> _DATASET EXCERPT_:
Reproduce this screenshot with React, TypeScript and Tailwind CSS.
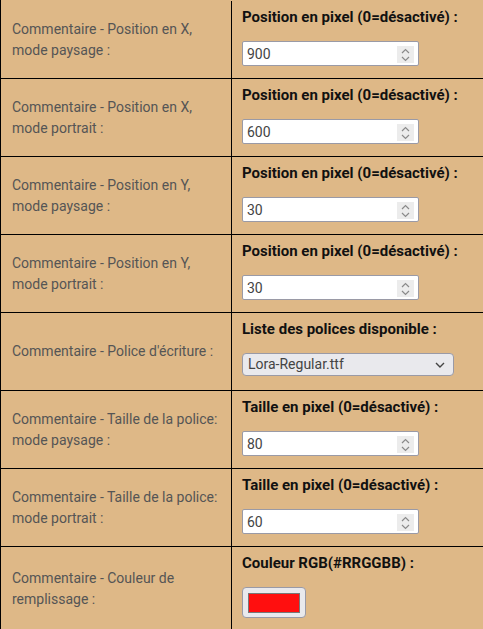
import React from 'react';

type Field =
  | { kind: 'number'; label: string; title: string; value: string }
  | { kind: 'select'; label: string; title: string; value: string }
  | { kind: 'color'; label: string; title: string; value: string };

const fields: Field[] = [
  { kind: 'number', label: 'Commentaire - Position en X, mode paysage :', title: 'Position en pixel (0=désactivé) :', value: '900' },
  { kind: 'number', label: 'Commentaire - Position en X, mode portrait :', title: 'Position en pixel (0=désactivé) :', value: '600' },
  { kind: 'number', label: 'Commentaire - Position en Y, mode paysage :', title: 'Position en pixel (0=désactivé) :', value: '30' },
  { kind: 'number', label: 'Commentaire - Position en Y, mode portrait :', title: 'Position en pixel (0=désactivé) :', value: '30' },
  { kind: 'select', label: "Commentaire - Police d'écriture :", title: 'Liste des polices disponible :', value: 'Lora-Regular.ttf' },
  { kind: 'number', label: 'Commentaire - Taille de la police: mode paysage :', title: 'Taille en pixel (0=désactivé) :', value: '80' },
  { kind: 'number', label: 'Commentaire - Taille de la police: mode portrait :', title: 'Taille en pixel (0=désactivé) :', value: '60' },
  { kind: 'color', label: 'Commentaire - Couleur de remplissage :', title: 'Couleur RGB(#RRGGBB) :', value: '#ff0000' },
];

const Spinner = () => (
  <div className="absolute right-[4px] top-[4px] flex h-[17px] w-[17px] flex-col items-center justify-center bg-[#ececec]">
    <svg width="9" height="14" viewBox="0 0 9 14" fill="none" stroke="#8a8a8a" strokeWidth="1.2">
      <path d="M1 5 L4.5 1.5 L8 5" />
      <path d="M1 9 L4.5 12.5 L8 9" />
    </svg>
  </div>
);

const Control: React.FC<{ field: Field }> = ({ field }) => {
  if (field.kind === 'number') {
    return (
      <div className="relative h-[25px] w-[177px] rounded-[2px] border border-[#9a9aa6] bg-white">
        <input
          type="text"
          defaultValue={field.value}
          className="h-full w-full bg-transparent pl-[4px] text-[14px] text-[#444] outline-none"
        />
        <Spinner />
      </div>
    );
  }
  if (field.kind === 'select') {
    return (
      <div className="flex h-[23px] w-[212px] items-center justify-between rounded-[4px] border border-[#9a9aa6] bg-[#e9e9ed] pl-[5px] pr-[8px] text-[14px] text-[#444]">
        <span>{field.value}</span>
        <svg width="10" height="6" viewBox="0 0 10 6" fill="none" stroke="#444" strokeWidth="1.4">
          <path d="M1 1 L5 5 L9 1" />
        </svg>
      </div>
    );
  }
  return (
    <div className="flex h-[31px] w-[64px] items-center justify-center rounded-[4px] border border-[#9a9aa6] bg-[#e9e9ed]">
      <div className="h-[20px] w-[52px] border border-[#777] bg-[#ff0f0f]" />
    </div>
  );
};

export default function App() {
  return (
    <div className="h-screen w-full overflow-hidden bg-[#deb887] font-['Roboto',sans-serif]">
      <div className="w-[520px] border-l border-black pt-px">
        {fields.map((f, i) => (
          <div
            key={i}
            className={
              i === fields.length - 1
                ? 'grid h-[110px] grid-cols-[231px_1fr] border-b border-black'
                : 'grid h-[78px] grid-cols-[231px_1fr] border-b border-black'
            }
          >
            <div
              className={
                i === fields.length - 1
                  ? 'flex items-start border-r border-black pl-[11px] pr-[8px] pt-[21px] text-[14px] leading-[21px] text-[#555]'
                  : 'flex items-center border-r border-black pl-[11px] pr-[8px] text-[14px] leading-[21px] text-[#555]'
              }
            >
              {f.label}
            </div>
            <div className="flex flex-col gap-[14px] pl-[10px] pt-[6px]">
              <div className="text-[15px] font-bold leading-[20px] text-[#111]">{f.title}</div>
              <Control field={f} />
            </div>
          </div>
        ))}
      </div>
    </div>
  );
}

> _EXERCISE_:
Count how many lines above contain the word "React". Reply with the number alone.

> _ANSWER FOR THIS EXERCISE_:
3